Owen was an unused substitute against Switzerland at Wembley where Capello's reign kicked off with a 2-1 win, courtesy of goals from Jermaine Jenas and Shaun Wright-Phillips either side of an Eren Derdiyok strike.
Despite scoring 40 goals for England, Owen's return of four for Newcastle this season saw Capello start with Wayne Rooney supported by Joe Cole before bringing on Peter Crouch in the second half.
Capello's opening starting XI hinted at there being be no favourites, even if he has a player on 99 caps or England's second-highest scorer.
Beckham's lack of match-fitness allowed David Bentley to seize his opportunity to impress on the right of midfield, turning the jeers of his debut into cheers.
The criticism Bentley received for resting during the Under-21 tournament now appears a distant memory, although Stuart Pearce has recently suggested that Capello wants representing England at any level to be considered a huge honour.

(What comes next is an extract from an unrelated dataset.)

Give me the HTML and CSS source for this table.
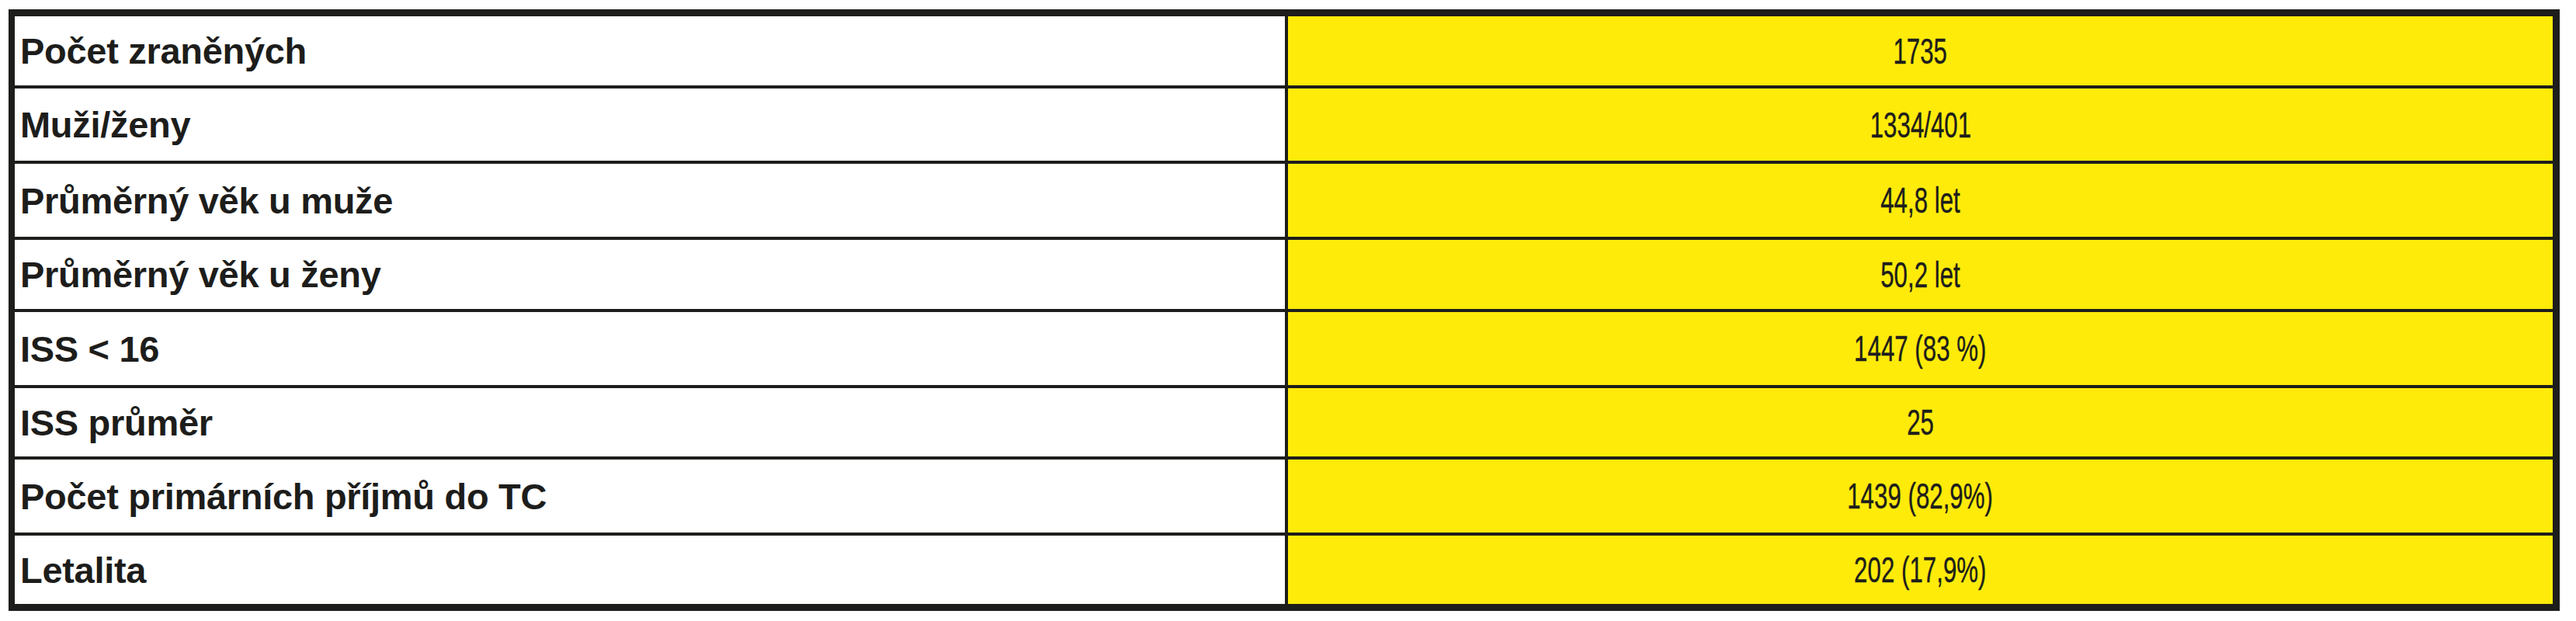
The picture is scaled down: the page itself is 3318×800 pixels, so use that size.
FILE: index.html
```html
<!DOCTYPE html>
<html lang="cs">
<head>
<meta charset="utf-8">
<title>Tabulka</title>
<link rel="stylesheet" href="styles.css">
</head>
<body>
<div class="table">
  <div class="row"><div class="label">Počet zraněných</div><div class="value"><span class="num">1735</span></div></div>
  <div class="row"><div class="label">Muži/ženy</div><div class="value"><span class="num">1334/401</span></div></div>
  <div class="row"><div class="label">Průměrný věk u muže</div><div class="value"><span class="num">44,8 let</span></div></div>
  <div class="row"><div class="label">Průměrný věk u ženy</div><div class="value"><span class="num">50,2 let</span></div></div>
  <div class="row"><div class="label">ISS &lt; 16</div><div class="value"><span class="num">1447 (83 %)</span></div></div>
  <div class="row"><div class="label">ISS průměr</div><div class="value"><span class="num">25</span></div></div>
  <div class="row"><div class="label">Počet primárních příjmů do TC</div><div class="value"><span class="num">1439 (82,9%)</span></div></div>
  <div class="row"><div class="label">Letalita</div><div class="value"><span class="num">202 (17,9%)</span></div></div>
</div>
</body>
</html>
```
FILE: styles.css
```css
html, body {
  margin: 0;
  padding: 0;
  background: #ffffff;
}
body {
  padding: 12px 0 0 11px;
}
.table {
  width: 3286px;
  box-sizing: border-box;
  border: 9px solid #1d1d1b;
  border-left-width: 8px;
  display: grid;
  grid-template-rows: 89px 93px 94px 89px 94px 88px 94px 88px;
  row-gap: 4px;
  background: #1d1d1b;
}
.row {
  display: grid;
  grid-template-columns: 1636px 1fr;
  column-gap: 4px;
}
.label {
  background: #ffffff;
  display: flex;
  align-items: center;
  padding-left: 7px;
  font-family: "Liberation Sans", Arial, sans-serif;
  font-weight: bold;
  font-size: 47px;
  letter-spacing: -0.3px;
  color: #1d1d1b;
}
.value {
  background: #ffeb0a;
  display: flex;
  align-items: center;
  justify-content: center;
  font-family: "Liberation Sans", Arial, sans-serif;
  font-size: 46px;
  color: #1d1d1b;
}
.num {
  display: inline-block;
  transform: scaleX(0.68);
  -webkit-text-stroke: 0.4px #1d1d1b;
}
```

Without Owen and Beckham, it was an unconvincing first 40 minutes at Wembley until Jenas tapped in a cross from Chelsea midfielder Cole.
"We were quite nervous at the start and worried obviously,' Capello said. "We probably still at the back of our minds had the failure to qualify for Euro 2008.
"Wembley always generates pressure on the players and they couldn't play as they wished at first.'
Derdiyok levelled in the 58th minute when Tranquillo Barnetta spilt the England defence with a reverse pass, but Wright-Phillips grabbed the winner four minutes later when he got on the end of Steven Gerrard's cross.
"Winning is always good and it's important for the morale of the team but we need to analyse everything in every game,' Capello added.
"I need to analyse the video of their goal.
"I've got an idea of how it happened and why but from the bench you cannot see exactly. I have a couple of ideas about the type of mistakes we made. That was probably the only defensive mistake we made all game.'
Some England fans chanted for Beckham but Capello insists they will not have a bearing on his selection.
"It doesn't influence me at all,' said the Italian. "I'm happy for them to chant David Beckham's name because he is a very good player, I know him very well.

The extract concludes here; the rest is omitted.